> **Set task**:
Repeat the whole listing exactly.

> **Given information**:
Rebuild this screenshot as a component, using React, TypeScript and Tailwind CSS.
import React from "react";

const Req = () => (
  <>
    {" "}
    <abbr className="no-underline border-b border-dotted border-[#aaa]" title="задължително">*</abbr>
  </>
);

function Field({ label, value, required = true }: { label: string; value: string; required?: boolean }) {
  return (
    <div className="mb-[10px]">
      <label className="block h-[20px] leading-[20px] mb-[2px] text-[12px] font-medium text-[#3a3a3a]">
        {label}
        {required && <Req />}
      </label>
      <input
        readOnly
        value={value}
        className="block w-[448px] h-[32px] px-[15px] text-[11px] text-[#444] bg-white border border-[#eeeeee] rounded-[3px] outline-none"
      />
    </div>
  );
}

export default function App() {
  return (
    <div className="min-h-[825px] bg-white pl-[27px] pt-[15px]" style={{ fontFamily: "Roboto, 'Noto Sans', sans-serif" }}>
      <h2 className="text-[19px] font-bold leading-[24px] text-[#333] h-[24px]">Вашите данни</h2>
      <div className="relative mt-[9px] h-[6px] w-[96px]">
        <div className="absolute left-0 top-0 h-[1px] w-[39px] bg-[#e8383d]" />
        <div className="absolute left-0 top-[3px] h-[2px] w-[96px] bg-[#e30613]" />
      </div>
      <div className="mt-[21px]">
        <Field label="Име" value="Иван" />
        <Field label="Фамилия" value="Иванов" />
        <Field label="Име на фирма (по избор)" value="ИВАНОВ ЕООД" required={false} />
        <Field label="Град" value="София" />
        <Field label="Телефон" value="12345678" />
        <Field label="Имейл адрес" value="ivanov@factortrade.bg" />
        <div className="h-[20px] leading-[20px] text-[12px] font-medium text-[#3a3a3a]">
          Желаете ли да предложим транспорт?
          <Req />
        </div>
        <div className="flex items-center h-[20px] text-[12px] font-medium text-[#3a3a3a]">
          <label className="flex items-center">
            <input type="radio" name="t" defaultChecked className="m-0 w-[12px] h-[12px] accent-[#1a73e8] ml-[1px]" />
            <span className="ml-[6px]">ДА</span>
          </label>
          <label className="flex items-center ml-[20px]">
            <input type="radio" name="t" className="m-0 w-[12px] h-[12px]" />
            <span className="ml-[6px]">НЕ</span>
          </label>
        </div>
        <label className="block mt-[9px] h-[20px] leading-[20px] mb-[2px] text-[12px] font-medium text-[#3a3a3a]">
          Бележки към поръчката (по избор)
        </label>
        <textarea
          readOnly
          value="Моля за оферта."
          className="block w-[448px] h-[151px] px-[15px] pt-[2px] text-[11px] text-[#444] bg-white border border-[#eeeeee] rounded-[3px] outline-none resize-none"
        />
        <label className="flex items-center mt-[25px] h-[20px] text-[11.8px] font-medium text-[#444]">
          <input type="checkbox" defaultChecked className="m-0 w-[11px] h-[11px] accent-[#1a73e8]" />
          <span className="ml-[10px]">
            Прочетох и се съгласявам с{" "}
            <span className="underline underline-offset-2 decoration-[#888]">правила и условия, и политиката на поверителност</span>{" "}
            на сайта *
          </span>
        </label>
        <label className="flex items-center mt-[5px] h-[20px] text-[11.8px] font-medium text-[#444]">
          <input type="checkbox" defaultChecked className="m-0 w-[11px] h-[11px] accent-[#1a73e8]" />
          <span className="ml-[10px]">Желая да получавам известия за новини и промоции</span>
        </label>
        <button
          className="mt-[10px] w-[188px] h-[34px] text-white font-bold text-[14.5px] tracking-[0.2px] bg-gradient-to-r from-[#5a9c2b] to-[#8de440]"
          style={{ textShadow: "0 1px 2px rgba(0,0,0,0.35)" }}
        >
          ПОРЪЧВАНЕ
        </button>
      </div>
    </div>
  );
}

> **Exercise answer**:
Rebuild this screenshot as a component, using React, TypeScript and Tailwind CSS.
import React from "react";

const Req = () => (
  <>
    {" "}
    <abbr className="no-underline border-b border-dotted border-[#aaa]" title="задължително">*</abbr>
  </>
);

function Field({ label, value, required = true }: { label: string; value: string; required?: boolean }) {
  return (
    <div className="mb-[10px]">
      <label className="block h-[20px] leading-[20px] mb-[2px] text-[12px] font-medium text-[#3a3a3a]">
        {label}
        {required && <Req />}
      </label>
      <input
        readOnly
        value={value}
        className="block w-[448px] h-[32px] px-[15px] text-[11px] text-[#444] bg-white border border-[#eeeeee] rounded-[3px] outline-none"
      />
    </div>
  );
}

export default function App() {
  return (
    <div className="min-h-[825px] bg-white pl-[27px] pt-[15px]" style={{ fontFamily: "Roboto, 'Noto Sans', sans-serif" }}>
      <h2 className="text-[19px] font-bold leading-[24px] text-[#333] h-[24px]">Вашите данни</h2>
      <div className="relative mt-[9px] h-[6px] w-[96px]">
        <div className="absolute left-0 top-0 h-[1px] w-[39px] bg-[#e8383d]" />
        <div className="absolute left-0 top-[3px] h-[2px] w-[96px] bg-[#e30613]" />
      </div>
      <div className="mt-[21px]">
        <Field label="Име" value="Иван" />
        <Field label="Фамилия" value="Иванов" />
        <Field label="Име на фирма (по избор)" value="ИВАНОВ ЕООД" required={false} />
        <Field label="Град" value="София" />
        <Field label="Телефон" value="12345678" />
        <Field label="Имейл адрес" value="ivanov@factortrade.bg" />
        <div className="h-[20px] leading-[20px] text-[12px] font-medium text-[#3a3a3a]">
          Желаете ли да предложим транспорт?
          <Req />
        </div>
        <div className="flex items-center h-[20px] text-[12px] font-medium text-[#3a3a3a]">
          <label className="flex items-center">
            <input type="radio" name="t" defaultChecked className="m-0 w-[12px] h-[12px] accent-[#1a73e8] ml-[1px]" />
            <span className="ml-[6px]">ДА</span>
          </label>
          <label className="flex items-center ml-[20px]">
            <input type="radio" name="t" className="m-0 w-[12px] h-[12px]" />
            <span className="ml-[6px]">НЕ</span>
          </label>
        </div>
        <label className="block mt-[9px] h-[20px] leading-[20px] mb-[2px] text-[12px] font-medium text-[#3a3a3a]">
          Бележки към поръчката (по избор)
        </label>
        <textarea
          readOnly
          value="Моля за оферта."
          className="block w-[448px] h-[151px] px-[15px] pt-[2px] text-[11px] text-[#444] bg-white border border-[#eeeeee] rounded-[3px] outline-none resize-none"
        />
        <label className="flex items-center mt-[25px] h-[20px] text-[11.8px] font-medium text-[#444]">
          <input type="checkbox" defaultChecked className="m-0 w-[11px] h-[11px] accent-[#1a73e8]" />
          <span className="ml-[10px]">
            Прочетох и се съгласявам с{" "}
            <span className="underline underline-offset-2 decoration-[#888]">правила и условия, и политиката на поверителност</span>{" "}
            на сайта *
          </span>
        </label>
        <label className="flex items-center mt-[5px] h-[20px] text-[11.8px] font-medium text-[#444]">
          <input type="checkbox" defaultChecked className="m-0 w-[11px] h-[11px] accent-[#1a73e8]" />
          <span className="ml-[10px]">Желая да получавам известия за новини и промоции</span>
        </label>
        <button
          className="mt-[10px] w-[188px] h-[34px] text-white font-bold text-[14.5px] tracking-[0.2px] bg-gradient-to-r from-[#5a9c2b] to-[#8de440]"
          style={{ textShadow: "0 1px 2px rgba(0,0,0,0.35)" }}
        >
          ПОРЪЧВАНЕ
        </button>
      </div>
    </div>
  );
}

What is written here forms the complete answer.